Most experts say Biden can forget about any deals curtailing Iran’s development of missiles, which Tehran sees as essential to countering its rivals’ “overwhelming air superiority”. But it is remotely possible that Biden could use the diplomatic momentum of re-entering the JCPOA to open talks on expanding nuclear safeguards or convince Iran to rein in its support for armed groups abroad.

Iran plays a detrimental role in the peace and security of the region. Its partners in Lebanon and Iraq are a menace and arguably the main impediment to those countries’ well-being and democratic aspirations. Its funneling of weapons and support to Yemen does not contribute to a peaceful resolution of the conflict. Its abuses of women, dissidents and journalists – including recent executions of peaceful opponents of the regime – appear to have worsened in recent years.

But in the eyes of much of the rest of the world, the US obsession with Iran is unreasonable. To many, the Islamic Republic is but one of the bad actors in a region filled with them. They include Saudi Arabia, Israel, the United Arab Emirates, Turkey and Egypt, all of whom move weapons and military personnel around the region in violation of international law and grossly transgress norms on human rights and armed conflict.

America’s partners in the JCPOA, including longtime allies the United Kingdom, France, and Germany along with Russia and China, have been adamant about not linking the nuclear deal to matters such as Iran’s support for Houthis and Iraqi militias, or its threats to Persian Gulf shipping lines, or its continued development of missile technology. The JCPOA, China’s foreign minister Wang Yi said on 23 December, is no panacea for Gulf security. 

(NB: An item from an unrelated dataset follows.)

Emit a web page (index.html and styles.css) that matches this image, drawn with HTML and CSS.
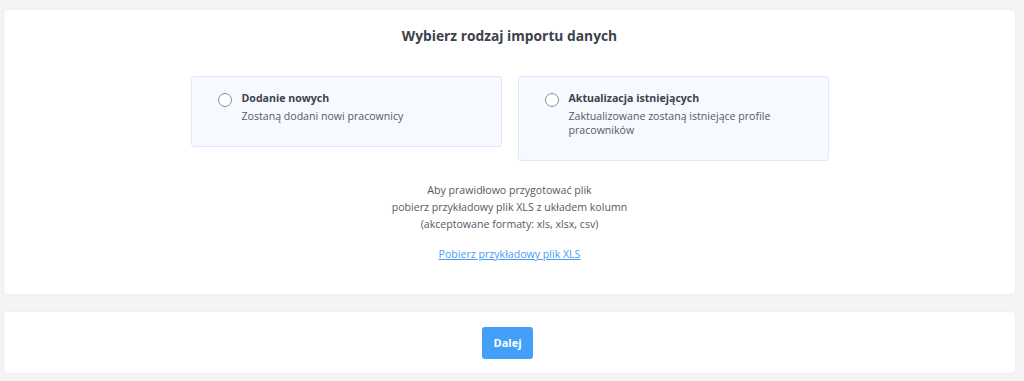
FILE: index.html
```html
<!DOCTYPE html>
<html lang="pl">
<head>
  <meta charset="UTF-8">
  <meta name="viewport" content="width=device-width, initial-scale=1.0">
  <title>Import danych</title>
  <link rel="stylesheet" href="styles.css">
</head>
<body>
  <div class="card import">
    <h2>Wybierz rodzaj importu danych</h2>

    <div class="options">
      <label class="option">
        <input type="radio" name="rodzaj" value="nowi">
        <span class="texts">
          <strong>Dodanie nowych</strong>
          <span>Zostaną dodani nowi pracownicy</span>
        </span>
      </label>
      <label class="option">
        <input type="radio" name="rodzaj" value="aktualizacja">
        <span class="texts">
          <strong>Aktualizacja istniejących</strong>
          <span>Zaktualizowane zostaną istniejące profile pracowników</span>
        </span>
      </label>
    </div>

    <p class="info">
      Aby prawidłowo przygotować plik<br>
      pobierz przykładowy plik XLS z układem kolumn<br>
      (akceptowane formaty: xls, xlsx, csv)
    </p>
    <a class="sample" href="#">Pobierz przykładowy plik XLS</a>
  </div>

  <div class="card actions">
    <button>Dalej</button>
  </div>
</body>
</html>
```

FILE: styles.css
```css
body {
  margin: 0;
  padding: 10px 9px 8px 4px;
  background: #f4f4f4;
  font-family: "Open Sans", Arial, sans-serif;
  color: #4a4f57;
}
.card {
  background: #fff;
  border-radius: 4px;
  box-shadow: 0 0 3px rgba(0,0,0,0.05);
}
.import {
  height: 284px;
  box-sizing: border-box;
  padding-top: 15px;
  text-align: center;
}
h2 {
  margin: 0;
  font-size: 13.8px;
  font-weight: 700;
  line-height: 22px;
  color: #3d424b;
}
.options {
  display: flex;
  justify-content: center;
  align-items: flex-start;
  gap: 16px;
  margin-top: 29px;
}
.option {
  display: flex;
  align-items: flex-start;
  width: 311px;
  box-sizing: border-box;
  padding: 13px 20px 23px 26px;
  background: #f6f9ff;
  border: 1px solid #e1e8fb;
  border-radius: 3px;
  text-align: left;
  cursor: pointer;
}
.option input {
  appearance: none;
  width: 14px;
  height: 14px;
  margin: 3px 10px 0 0;
  border: 1px solid #8a8d92;
  border-radius: 50%;
  background: #fff;
  flex-shrink: 0;
}
.texts {
  display: flex;
  flex-direction: column;
  font-size: 10.6px;
  line-height: 14px;
}
.texts strong {
  line-height: 17px;
  margin-bottom: 2px;
  color: #3d424b;
}
.texts span {
  color: #555a62;
}
.info {
  margin: 21px 0 0;
  font-size: 10.6px;
  line-height: 17px;
  color: #555a62;
}
.sample {
  display: inline-block;
  margin-top: 13px;
  font-size: 10.6px;
  line-height: 17px;
  color: #4a9cf5;
}
.actions {
  margin-top: 18px;
  height: 61px;
  display: flex;
  justify-content: center;
  align-items: center;
}
button {
  width: 51px;
  height: 32px;
  margin-right: 4px;
  background: #42a0f8;
  color: #fff;
  border: none;
  border-radius: 3px;
  font-family: inherit;
  font-size: 11px;
  font-weight: 700;
  cursor: pointer;
}
```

As Biden decides on a course with Iran, there will be a lot of noise. He will have to listen to the concerns of Israel and the Gulf Arab nations. But if they say they want a “seat” at the negotiating table as the JCPOA is brought back into force, what they likely mean is they want to be able to sabotage it. There is no indication whatsoever that Netanyahu or the boisterous and hyperactive Crown Prince Mohammed bin Zayed of the United Arab Emirates sincerely want to talk about the intricacies of advanced centrifuge designs and acceptable stockpile limits. What they want is to halt any and all diplomacy between Washington and Tehran and ensure endless confrontation and provocation that justifies their own weapons purchase, domestic repression, and overseas adventures.

No doubt “Iran deal” opponents will get their paid trolls to attack people. No doubt they will activate their keyboard warriors to harass journalists and retweet FDD operatives on social media. And no doubt they will have lobbyists and lawmakers scurrying to push the administration to demand whopping concessions from Iran for a return to the deal. Biden can just tune them out.